DATA:
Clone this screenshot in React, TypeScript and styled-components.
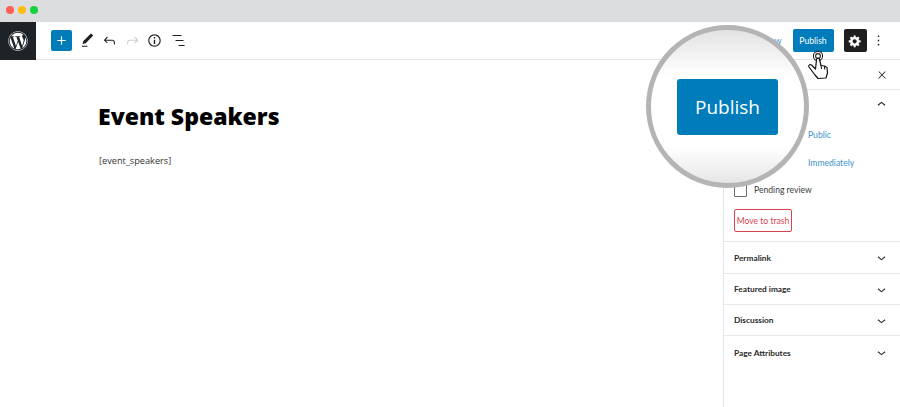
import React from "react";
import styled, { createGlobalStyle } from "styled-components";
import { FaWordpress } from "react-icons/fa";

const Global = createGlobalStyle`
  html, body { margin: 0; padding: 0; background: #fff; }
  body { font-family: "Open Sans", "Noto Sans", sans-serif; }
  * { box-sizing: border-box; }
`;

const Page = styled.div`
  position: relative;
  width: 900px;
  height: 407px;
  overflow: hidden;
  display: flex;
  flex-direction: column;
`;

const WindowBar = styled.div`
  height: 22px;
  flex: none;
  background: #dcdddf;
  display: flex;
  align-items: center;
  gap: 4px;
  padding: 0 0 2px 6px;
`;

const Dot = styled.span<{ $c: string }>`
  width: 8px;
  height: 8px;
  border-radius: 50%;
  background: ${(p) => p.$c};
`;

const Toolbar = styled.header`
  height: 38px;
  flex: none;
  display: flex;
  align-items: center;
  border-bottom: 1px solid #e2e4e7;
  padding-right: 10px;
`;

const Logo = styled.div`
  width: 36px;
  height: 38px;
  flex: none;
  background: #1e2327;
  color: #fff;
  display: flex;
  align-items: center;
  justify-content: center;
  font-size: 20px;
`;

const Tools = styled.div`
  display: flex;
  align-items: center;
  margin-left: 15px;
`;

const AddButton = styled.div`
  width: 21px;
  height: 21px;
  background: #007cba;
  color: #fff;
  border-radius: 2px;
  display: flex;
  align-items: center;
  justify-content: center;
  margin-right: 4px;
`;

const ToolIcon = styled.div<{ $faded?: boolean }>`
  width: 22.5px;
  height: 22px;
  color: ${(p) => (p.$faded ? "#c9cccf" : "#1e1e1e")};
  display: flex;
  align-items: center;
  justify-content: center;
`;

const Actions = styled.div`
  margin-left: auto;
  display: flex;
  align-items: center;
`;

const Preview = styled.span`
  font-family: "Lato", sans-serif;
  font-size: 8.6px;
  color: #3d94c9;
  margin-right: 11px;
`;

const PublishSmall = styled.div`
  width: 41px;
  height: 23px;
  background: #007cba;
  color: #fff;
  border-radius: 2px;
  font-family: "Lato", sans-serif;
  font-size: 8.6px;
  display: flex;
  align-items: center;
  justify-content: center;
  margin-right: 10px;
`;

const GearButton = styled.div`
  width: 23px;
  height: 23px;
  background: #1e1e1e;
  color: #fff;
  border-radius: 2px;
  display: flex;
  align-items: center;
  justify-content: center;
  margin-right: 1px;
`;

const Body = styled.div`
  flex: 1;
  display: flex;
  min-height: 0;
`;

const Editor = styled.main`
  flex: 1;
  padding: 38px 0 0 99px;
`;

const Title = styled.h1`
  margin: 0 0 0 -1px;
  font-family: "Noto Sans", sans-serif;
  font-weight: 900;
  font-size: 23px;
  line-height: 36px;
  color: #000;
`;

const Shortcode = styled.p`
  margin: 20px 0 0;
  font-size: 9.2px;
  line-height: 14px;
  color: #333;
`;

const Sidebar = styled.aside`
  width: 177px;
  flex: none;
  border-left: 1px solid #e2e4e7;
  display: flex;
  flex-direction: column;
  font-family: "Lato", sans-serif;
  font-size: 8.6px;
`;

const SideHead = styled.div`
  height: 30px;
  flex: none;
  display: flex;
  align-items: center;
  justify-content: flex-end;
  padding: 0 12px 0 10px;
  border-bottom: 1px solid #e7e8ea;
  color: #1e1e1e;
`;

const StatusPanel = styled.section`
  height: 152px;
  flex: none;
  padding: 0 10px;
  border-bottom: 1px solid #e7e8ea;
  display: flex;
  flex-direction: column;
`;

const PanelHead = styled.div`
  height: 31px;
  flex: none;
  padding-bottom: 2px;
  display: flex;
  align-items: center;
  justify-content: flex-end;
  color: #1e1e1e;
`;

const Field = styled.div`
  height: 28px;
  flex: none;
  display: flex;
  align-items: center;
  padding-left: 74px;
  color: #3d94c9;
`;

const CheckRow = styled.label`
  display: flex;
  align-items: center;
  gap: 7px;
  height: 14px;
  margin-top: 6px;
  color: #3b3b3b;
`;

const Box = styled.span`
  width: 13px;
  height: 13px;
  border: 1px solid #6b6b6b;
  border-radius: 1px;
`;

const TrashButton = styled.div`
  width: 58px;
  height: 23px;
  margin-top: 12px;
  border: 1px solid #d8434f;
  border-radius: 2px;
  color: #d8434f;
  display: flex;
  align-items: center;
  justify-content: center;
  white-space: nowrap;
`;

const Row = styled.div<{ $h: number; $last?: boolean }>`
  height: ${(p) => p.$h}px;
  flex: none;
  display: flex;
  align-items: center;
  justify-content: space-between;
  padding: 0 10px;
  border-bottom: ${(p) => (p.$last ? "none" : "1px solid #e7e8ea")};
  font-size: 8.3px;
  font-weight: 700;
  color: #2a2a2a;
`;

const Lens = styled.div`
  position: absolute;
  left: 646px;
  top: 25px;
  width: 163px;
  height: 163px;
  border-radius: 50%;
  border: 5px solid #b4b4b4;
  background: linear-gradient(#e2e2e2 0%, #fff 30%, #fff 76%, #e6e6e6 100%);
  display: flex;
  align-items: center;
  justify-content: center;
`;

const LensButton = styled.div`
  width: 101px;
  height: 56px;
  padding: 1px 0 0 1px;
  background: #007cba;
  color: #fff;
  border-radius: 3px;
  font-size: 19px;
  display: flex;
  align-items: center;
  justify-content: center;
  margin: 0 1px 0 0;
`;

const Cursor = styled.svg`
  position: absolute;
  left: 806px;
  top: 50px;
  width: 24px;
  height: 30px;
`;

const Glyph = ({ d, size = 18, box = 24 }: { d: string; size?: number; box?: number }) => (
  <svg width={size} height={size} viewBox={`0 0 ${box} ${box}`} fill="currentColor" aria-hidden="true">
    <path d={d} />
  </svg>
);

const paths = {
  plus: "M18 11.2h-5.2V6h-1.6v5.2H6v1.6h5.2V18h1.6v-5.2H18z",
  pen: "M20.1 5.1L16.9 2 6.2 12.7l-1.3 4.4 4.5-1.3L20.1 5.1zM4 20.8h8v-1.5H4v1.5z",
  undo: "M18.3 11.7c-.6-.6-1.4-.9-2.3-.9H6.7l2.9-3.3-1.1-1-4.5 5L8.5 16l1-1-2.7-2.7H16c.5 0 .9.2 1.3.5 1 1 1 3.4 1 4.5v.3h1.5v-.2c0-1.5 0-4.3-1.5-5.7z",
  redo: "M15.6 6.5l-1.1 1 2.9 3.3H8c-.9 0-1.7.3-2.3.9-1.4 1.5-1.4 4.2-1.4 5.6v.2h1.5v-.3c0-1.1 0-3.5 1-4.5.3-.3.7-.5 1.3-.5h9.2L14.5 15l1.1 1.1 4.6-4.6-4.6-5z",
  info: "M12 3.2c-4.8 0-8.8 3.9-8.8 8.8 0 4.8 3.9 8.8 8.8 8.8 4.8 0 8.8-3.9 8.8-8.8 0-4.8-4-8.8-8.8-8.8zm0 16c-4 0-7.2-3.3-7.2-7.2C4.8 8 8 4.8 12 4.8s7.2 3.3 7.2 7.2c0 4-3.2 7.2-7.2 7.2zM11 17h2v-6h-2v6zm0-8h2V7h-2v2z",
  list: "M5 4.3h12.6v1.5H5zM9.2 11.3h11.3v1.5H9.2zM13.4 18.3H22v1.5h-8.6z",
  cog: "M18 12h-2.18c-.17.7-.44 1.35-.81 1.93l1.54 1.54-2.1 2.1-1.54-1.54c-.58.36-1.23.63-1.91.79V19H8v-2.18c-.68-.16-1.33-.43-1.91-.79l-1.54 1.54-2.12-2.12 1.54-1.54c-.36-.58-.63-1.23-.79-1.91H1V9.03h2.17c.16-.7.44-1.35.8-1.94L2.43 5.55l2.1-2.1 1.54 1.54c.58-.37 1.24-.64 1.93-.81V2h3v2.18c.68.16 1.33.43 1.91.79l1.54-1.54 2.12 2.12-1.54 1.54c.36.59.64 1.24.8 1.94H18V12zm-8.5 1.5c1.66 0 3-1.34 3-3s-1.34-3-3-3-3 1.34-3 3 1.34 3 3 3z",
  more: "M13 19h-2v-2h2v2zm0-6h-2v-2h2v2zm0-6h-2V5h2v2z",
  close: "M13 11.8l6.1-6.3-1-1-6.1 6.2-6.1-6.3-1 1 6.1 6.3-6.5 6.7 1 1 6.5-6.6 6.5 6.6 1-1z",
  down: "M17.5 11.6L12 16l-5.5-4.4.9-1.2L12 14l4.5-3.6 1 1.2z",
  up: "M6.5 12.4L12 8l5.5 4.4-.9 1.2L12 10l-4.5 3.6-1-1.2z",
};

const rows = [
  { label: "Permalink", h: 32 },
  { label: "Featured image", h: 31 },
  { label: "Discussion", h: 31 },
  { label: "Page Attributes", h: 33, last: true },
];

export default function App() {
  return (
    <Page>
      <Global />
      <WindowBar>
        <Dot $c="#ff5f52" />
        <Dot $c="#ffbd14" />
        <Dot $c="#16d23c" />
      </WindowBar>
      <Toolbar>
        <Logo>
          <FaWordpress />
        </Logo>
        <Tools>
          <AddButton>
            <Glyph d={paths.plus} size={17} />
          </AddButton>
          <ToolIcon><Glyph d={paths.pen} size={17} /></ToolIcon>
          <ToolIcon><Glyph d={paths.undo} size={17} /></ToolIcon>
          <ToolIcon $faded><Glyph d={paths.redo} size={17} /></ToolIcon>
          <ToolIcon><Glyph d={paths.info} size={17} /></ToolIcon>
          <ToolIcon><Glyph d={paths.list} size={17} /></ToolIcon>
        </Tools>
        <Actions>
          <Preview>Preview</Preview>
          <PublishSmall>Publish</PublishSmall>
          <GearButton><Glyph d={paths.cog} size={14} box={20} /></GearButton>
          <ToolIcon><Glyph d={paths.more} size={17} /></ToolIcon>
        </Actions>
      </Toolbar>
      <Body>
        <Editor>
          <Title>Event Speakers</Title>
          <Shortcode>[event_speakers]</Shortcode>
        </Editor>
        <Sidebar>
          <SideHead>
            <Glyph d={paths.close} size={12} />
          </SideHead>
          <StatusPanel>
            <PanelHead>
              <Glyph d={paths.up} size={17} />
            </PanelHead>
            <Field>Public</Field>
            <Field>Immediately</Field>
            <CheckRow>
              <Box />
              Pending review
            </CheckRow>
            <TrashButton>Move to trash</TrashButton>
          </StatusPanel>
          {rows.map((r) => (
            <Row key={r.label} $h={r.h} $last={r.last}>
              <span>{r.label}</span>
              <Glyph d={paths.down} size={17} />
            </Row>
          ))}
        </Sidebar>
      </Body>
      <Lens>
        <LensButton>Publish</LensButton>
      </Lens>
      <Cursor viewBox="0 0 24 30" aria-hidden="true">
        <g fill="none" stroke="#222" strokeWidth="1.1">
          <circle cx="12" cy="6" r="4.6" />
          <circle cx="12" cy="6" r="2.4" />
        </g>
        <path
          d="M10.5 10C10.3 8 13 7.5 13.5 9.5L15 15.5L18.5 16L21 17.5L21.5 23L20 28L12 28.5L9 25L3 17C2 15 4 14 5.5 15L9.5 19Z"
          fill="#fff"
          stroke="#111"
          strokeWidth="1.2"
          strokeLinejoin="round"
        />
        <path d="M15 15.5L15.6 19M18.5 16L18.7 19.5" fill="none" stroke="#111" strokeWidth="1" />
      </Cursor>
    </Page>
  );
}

EXERCISE INSTRUCTIONS:
Scan the material and collect every line that contains "components".

TASK RESPONSE:
Clone this screenshot in React, TypeScript and styled-components.
import styled, { createGlobalStyle } from "styled-components";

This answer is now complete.